Husband ordered the sandwiches, which were the equivalent of fine dining sliders, and the flavors were intense and delicious. They came with a side of crispy, well seasoned hand-cut fries, which were probably the highlight of the entire meal. Sliders are, after all, just sliders.

For dessert we shared two; the orange creme brulee and the chocolate bundt cake. Admittedly, I’d eaten the chocolate bundt cake before, and it’s one of the best chocolate cakes I’ve ever had. With a dark, rich molten center and a few drops of sweet (but not cloying) vanilla sauce on the side, it is the epitome of dessert perfection.

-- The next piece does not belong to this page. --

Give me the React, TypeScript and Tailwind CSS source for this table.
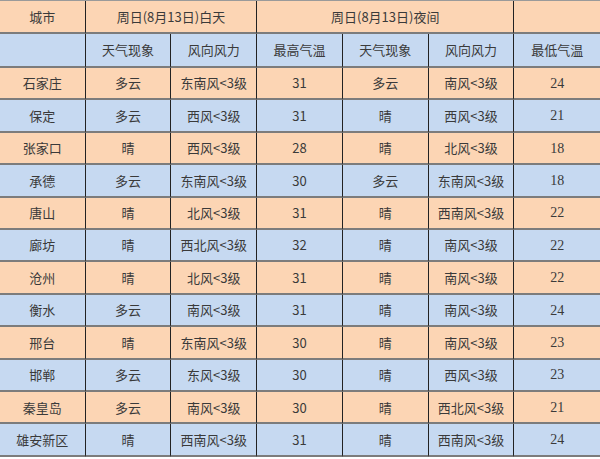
const PEACH = "bg-[#fcd5b4]";
const BLUE = "bg-[#c6d9f1]";

type Row = [string, string, string, string, string, string, string];

const rows: Row[] = [
  ["石家庄", "多云", "东南风<3级", "31", "多云", "南风<3级", "24"],
  ["保定", "多云", "西风<3级", "31", "晴", "西风<3级", "21"],
  ["张家口", "晴", "西风<3级", "28", "晴", "北风<3级", "18"],
  ["承德", "多云", "东南风<3级", "30", "多云", "东南风<3级", "18"],
  ["唐山", "晴", "北风<3级", "31", "晴", "西南风<3级", "22"],
  ["廊坊", "晴", "西北风<3级", "32", "晴", "南风<3级", "22"],
  ["沧州", "晴", "北风<3级", "31", "晴", "南风<3级", "22"],
  ["衡水", "多云", "南风<3级", "31", "晴", "南风<3级", "24"],
  ["邢台", "晴", "东南风<3级", "30", "晴", "南风<3级", "23"],
  ["邯郸", "多云", "东风<3级", "30", "晴", "西风<3级", "23"],
  ["秦皇岛", "多云", "南风<3级", "30", "晴", "西北风<3级", "21"],
  ["雄安新区", "晴", "西南风<3级", "31", "晴", "西南风<3级", "24"],
];

const subHeaders = ["", "天气现象", "风向风力", "最高气温", "天气现象", "风向风力", "最低气温"];

function Cell({
  children,
  bg,
  span = "",
  last = false,
  serif = false,
}: {
  children?: React.ReactNode;
  bg: string;
  span?: string;
  last?: boolean;
  serif?: boolean;
}) {
  return (
    <div
      className={`${bg} ${span} flex items-center justify-center border-b-2 border-b-[#7c7c7c] ${
        last ? "" : "border-r border-r-[#222]"
      } ${serif ? "text-[14px] font-['Liberation_Serif','Noto_Sans_CJK_SC',serif]" : ""}`}
    >
      {children}
    </div>
  );
}

export default function App() {
  return (
    <div className="w-[600px] h-[459px] bg-white overflow-hidden">
      <div className="grid grid-cols-7 grid-rows-[33px_34px_repeat(12,32.42px)] border-t border-t-[#9a9a9a] text-[13px] text-[#3a3a3a] font-['Noto_Sans_CJK_SC','Noto_Sans',sans-serif]">
        <Cell bg={PEACH}>城市</Cell>
        <Cell bg={PEACH} span="col-span-2">周日(8月13日)白天</Cell>
        <Cell bg={PEACH} span="col-span-3">周日(8月13日)夜间</Cell>
        <Cell bg={PEACH} last />

        {subHeaders.map((h, i) => (
          <Cell key={i} bg={BLUE} last={i === 6}>
            {h}
          </Cell>
        ))}

        {rows.map((row, r) =>
          row.map((val, c) => (
            <Cell key={`${r}-${c}`} bg={r % 2 === 0 ? PEACH : BLUE} last={c === 6} serif={c === 6}>
              {val}
            </Cell>
          )),
        )}
      </div>
    </div>
  );
}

The orange creme brulee had a sweet, citrus flavor and smooth, creamy texture. Both are must haves if you eat at La Jolla Groves.

Unfortunately, one thing overshadowed the deliciousness of the meal and the enjoyment of the ambiance: our server dropped a couple plates on my father’s arm. That, in and of itself, wasn’t too problematic (although salad dressing ended up all over his shirt sleeves and lettuce all over his side of the table). What left a bad taste in our mouths afterward was the lack of compensation. No discount on dinner, no free dessert, no certificate for a return visit. Although the server was extremely apologetic and attended to the situation very quickly, it didn’t entirely make up for what Husband and I considered to be bad customer service. If you drop dishes on one of us, we’d like a free dessert at the least. I don’t think this is unreasonable or out of the ordinary; I daresay most people would expect something similar.

The bill: Undisclosed to Husband and me, although I believe with tax and tip it hovered around $100. To cut down on costs, you can skip the appetizer and only order one dessert to split.

Total score: This is two-part for me. Had the evening gone flawlessly, I would have given them an 8/10, but given the accident, I have to rate them at around 6/10. I am undecided as to whether I will return.